Figure 6 is showing the temperature in front of the turbine variation which is oscillating while the blends are fed in the engine. The largest variation can be observed during yield regime since this one is often considered a quasi-stable one. Another conclusion that can be drafted from Figure 6 is that the combustion temperatures are decreasing while the concentration of SFP in increasing, especially at higher regimes.

Physical-chemical properties of the blends are the main factor influencing the variation of the combustion temperature.

Figure 7 is showing the consumed fuel flow which shows no or little variation while the blends are fed into the engine. However, the general tendency is that consumed fuel increases as the SFP concentration increases.

Figure 8 is showing the variation of thrust (F) while blends are fed into the engine which increases as the concentration of SFP increases. This aspect can be correlated with the variation of the fuel flow shown in Figure 4 and also with density measurements since all blends have their densities higher than Ke.

The first conclusion that occurs after scrolling through the above figures is that the functionality and integrity of the engine were neither compromised nor endangered.

3.4. Jet Engine Performance Analysis

Engine’s performance parameters are calculated according to [57].

Equation (5) allows to calculate the specific consumption S:

$$S=3600·\frac{\dot{M}f}{F}\left[\frac{kg}{N·h}\right]$$

(5)

where: Mf is fuel flow in kg/s.

Combustion efficiency ηb, this is calculated by using Equation (6):

$${\eta }_b=\frac{\left(\dot{M}f+\dot{M}a\right)c{p}_{\_comb}·T_{\_comb}-\dot{M}a·c{p}_{\_comp}·T_{\_comp}}{\dot{M}f·LCP}$$

(6)

where: LCP—Lower Calorific Power, cp—specific heat capacity, T_comb—temperature in front of the combustion chamber (that was recorded).

Engine’s thermal efficiency is often calculated since it is very helpful in assessing an engine’s performance. Thus, Equation (7) is used to calculate this parameter.

$${\eta }_T=\frac{\left(\dot{M}a+\dot{M}f\right)\cdot v_e^2}{2\cdot \dot{M}f\cdot LCP}=\frac{\left(\dot{M}a+\dot{M}f\right)\cdot {\left(\frac{F}{\dot{M}a+\dot{M}f}\right)}^2}{2\cdot \dot{M}f\cdot LCP}$$

(7)

Figure 9 is showing the specific fuel consumption for all the fuels used within the paper.

As it can be observed specific fuel consumption increases while the concentration of SFP increases. This is strongly correlated with LCP. Thus, an obvious conclusion is that in case of biodiesel usage for aviation purposes, larger fuel tanks are needed.

Figure 10 is showing the combustion efficiency vs. rpm and biodiesel concentrations in the blends.

Combustion efficiency remains constant during the experiments conducted at higher regimes proving the stability of the combustion regardless the blends fed into the engine. However, for lower working regimes this efficiency slightly varies due to the blends fed.

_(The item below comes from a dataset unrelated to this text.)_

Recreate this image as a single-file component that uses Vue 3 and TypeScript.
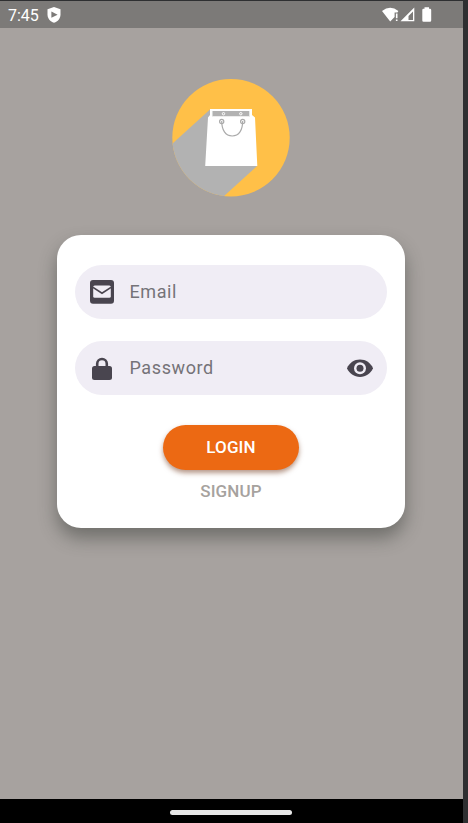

Figure 11 is showing the variation of air/fuel ration vs. rpm for all the fuel blends used within the experiment and as one can assess, this ratio decreases as the biodiesel concentration increases due to the extra oxygen brought by the biodiesel in the mixture. Thus, lower oxygen quantities from the environment are needed.

Table 3. Calculated thermal efficiency for max regime.

Fuel	Ke	Ke + 10% SFP	Ke + 30% SFP	Ke + 50% SFP
${\mathsf{\eta }}_{\mathrm{b}}$ [%]	5.490	5.501	5.525	5.587

is showing the thermal efficiency calculated by using Equation (7). It is to be mentioned that thermal efficiency was calculated only for the maximum working regime.

Analysing Table 3, it can be observed that the value of the thermal efficiency is very low, in contrast to the values from the literature, because operating procedures of a turbo engine differs from those of the airplane’s turbo engines. It is to be noticed that thermal efficiency is increasing as the biodiesel concentration increases within the blends.

4. Conclusions

• The experiments performed on Jet CAT P80^® micro-turbo engine highlights the possibility of using different percentages of biodiesel in fed fuel without putting in danger the engine’s integrity.
• Some of the properties of the used blends vary proportionally with the percentage of biodiesel within the blend. Thus, freezing point increases as the biodiesel concentration increases, making these blends unsuitable for high altitude flights.
• On contrast, some characteristics decrease as the biodiesel concentration increases. LCP decreases as the biodiesel concentration increases, leading to increased fuel consumption.
• Biodiesel has lower carbon content than usual Ke so the produced CO₂ while burning biodiesel blends is lower, making it more environmentally friendly.
• Also, SPF has larger amount of O₂ within its molecule, thus the requirements of O₂ from air decreases, leading to lower CO₂ generated during the burning process.
• Low LCP of the biodiesel is leading to increased fuel consumption as the percentages of biodiesel increases.

As a main conclusion, the tested fuel blends, Ke + 10% SFP, Ke + 30% SFP, Ke + 50% can be used in aviation applications that are using micro turbo-engines since during the experiments, the engine’s integrity was never at risk. These blends are suitable to be used in applications were the flight is made at lower altitude (e.g., drones and/or aero models) than Ke since the freezing point of the blends is lower than Ke’s. Moreover, the raw material used for obtaining the biodiesel is abundant, cheap and partially solve the waste cooking oil disposal.